= Arthur Kleps =

American psychologist and activist

Arthur John Kleps (April 17, 1928 – July 17, 1999) was a psychologist turned drug legalization advocate whose Neo-American Church defended the use of cannabis and hallucinogens (including LSD and mescaline) for spiritual enlightenment and exploration.

== Early life ==

Kleps was born in Manhattan on April 17, 1928 to a Lutheran minister and his wife. In 1952, he married Beverly Jean Rahn (born 1934), but the marriage was annulled in 1954. He was married in 1959 to a student at Syracuse University; at the time they met he was working as a psychologist at a prison in Auburn, New York. During this period, Kleps completed his B.S. at Utica College (then a subsidiary of Syracuse University) and earned an M.A. in school psychology from Syracuse proper; by 1959, he was employed as a psychologist at the Lynchburg Training School in Virginia. The institution is notable for its role as a state mental hospital that was challenged for its role in the forced sterilization of patients in Buck v. Bell (1927) and Poe v. Lynchburg Training School & Hospital (1981).

== Involvement in the psychedelic movement ==

In 1960, Kleps bought by mail from Delta Chemical Company in New York 1 g of mescaline sulfate and took 500 mg. He experienced a psychedelic trip that caused profound changes in his life and outlook. Kleps ceased employment with Lynchburg Training School,
reportedly being fired in 1964 for writing a pro-marijuana paper.
His wife divorced him in December 1966.
Arthur Kleps joined Timothy Leary at Millbrook in 1967.
He founded the Neo-American Church and sought protection for the right to use marijuana and hallucinogens as religious sacraments. He testified before the US Senate's Judiciary Committee in May 1966, defending citizens' rights to use these drugs to explore consciousness.
We are not drug addicts. We are not criminals. We are free men, and we will react to persecution the way free men have always reacted.

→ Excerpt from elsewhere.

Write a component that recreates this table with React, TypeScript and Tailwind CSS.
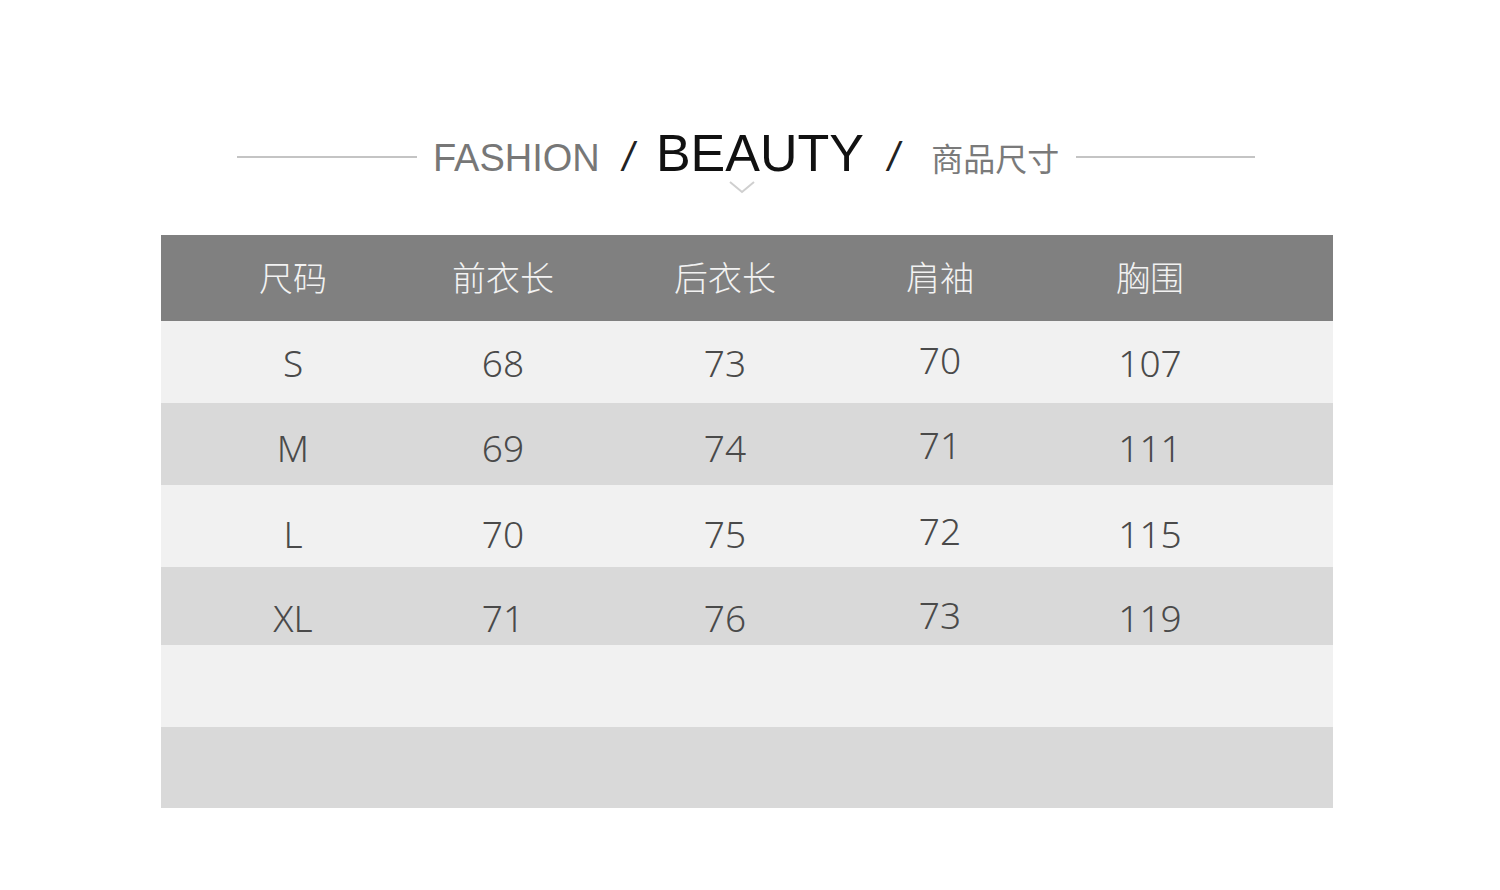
const headers = ["尺码", "前衣长", "后衣长", "肩袖", "胸围"];

const rows: string[][] = [
  ["S", "68", "73", "70", "107"],
  ["M", "69", "74", "71", "111"],
  ["L", "70", "75", "72", "115"],
  ["XL", "71", "76", "73", "119"],
  ["", "", "", "", ""],
  ["", "", "", "", ""],
];

// row heights and a small downward drift of the text, as in the picture
const rowStyles = [
  "h-[82px] bg-[#f1f1f1]",
  "h-[82px] bg-[#d9d9d9]",
  "h-[82px] bg-[#f1f1f1]",
  "h-[78px] bg-[#d9d9d9]",
  "h-[82px] bg-[#f1f1f1]",
  "h-[81px] bg-[#d9d9d9]",
];
const textShift = ["translate-y-[1px]", "translate-y-[4px]", "translate-y-[8px]", "translate-y-[12px]", "", ""];

const colWidths = ["w-[214px]", "w-[206px]", "w-[238px]", "w-[192px]", "w-[228px]"];

export default function App() {
  return (
    <div className="w-[1500px] h-[890px] bg-white flex flex-col items-start">
      {/* title */}
      <div className="ml-[237px] mt-[127px] flex items-center h-[60px]">
        <div className="w-[180px] h-[2px] bg-[#c4c4c4]" />
        <div className="relative -top-[4px] ml-[16px] flex items-baseline font-['Liberation_Sans',Arial,sans-serif]">
          <span className="text-[38px] text-[#777777] leading-none">FASHION</span>
          <span className="ml-[23px] text-[40px] text-[#222222] leading-none italic">/</span>
          <span className="relative ml-[22px] text-[52px] text-[#111111] leading-none">
            BEAUTY
            <svg className="absolute left-[72px] top-[53px]" width="28" height="14" viewBox="0 0 28 14">
              <path d="M2 2 L14 12 L26 2" fill="none" stroke="#cfcfcf" strokeWidth="2" />
            </svg>
          </span>
          <span className="ml-[24px] text-[40px] text-[#222222] leading-none italic">/</span>
          <span className="ml-[32px] text-[32px] text-[#7a7a7a] leading-none font-['Noto_Sans_CJK_SC',sans-serif]">
            商品尺寸
          </span>
        </div>
        <div className="ml-[17px] w-[179px] h-[2px] bg-[#c4c4c4]" />
      </div>

      {/* size table */}
      <div className="ml-[161px] mt-[48px] w-[1172px] font-['Noto_Sans',sans-serif]">
        <div className="h-[86px] bg-[#808080] flex items-center pl-[25px]">
          {headers.map((h, i) => (
            <div
              key={h}
              className={`${colWidths[i]} -translate-y-[2px] text-center text-[34px] font-light text-[#f2f2f2] font-['Noto_Sans_CJK_SC',sans-serif]`}
            >
              {h}
            </div>
          ))}
        </div>
        {rows.map((r, ri) => (
          <div key={ri} className={`flex items-center pl-[25px] ${rowStyles[ri]}`}>
            {r.map((c, ci) => (
              <div
                key={ci}
                className={`${colWidths[ci]} ${textShift[ri]} text-center text-[37px] font-light text-[#4a4a4a]`}
              >
                <span className={ci === 3 ? "relative -top-[3px]" : ""}>{c}</span>
              </div>
            ))}
          </div>
        ))}
      </div>
    </div>
  );
}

Eventually a test case in 1968 signaled the judiciary's unwillingness to extend the same rights to drug use to the Neo-American Church as is permitted to Native American tribes who use peyote for similar purposes.
Kleps continued affiliation with the church.

He authored three books. History Of The Psychedelic Moment Cartoon And Coloring Book (1967; reprinted 2019; including Leary's review of the Neo-American Church's catechism) and The Boo Hoo Bible: The Neo-American Church Catechism and Handbook (1971; reprinted 2020) were largely superseded by a memoir-treatise, Millbrook: A Narrative of the Early Years of American Psychedelianism (1975; reprinted 1998, 2005, 2017). Millbrook provides an account of Kleps' founding of the organization along with a narrative of his experiences at the Hitchcock estate between 1963 and 1970, and describes the church's principles and doctrine as of the date of publication. The book also includes philosophical interpretations of the psychedelic experience and synchronicity and social and political commentary on aspects of the psychedelic movement.

== Later life ==
Kleps spent time in Europe, notably Amsterdam, where he accused American Express and the DEA of intercepting his mail containing travelers checks. He died July 17, 1999. His last official residence was in Sacramento, California.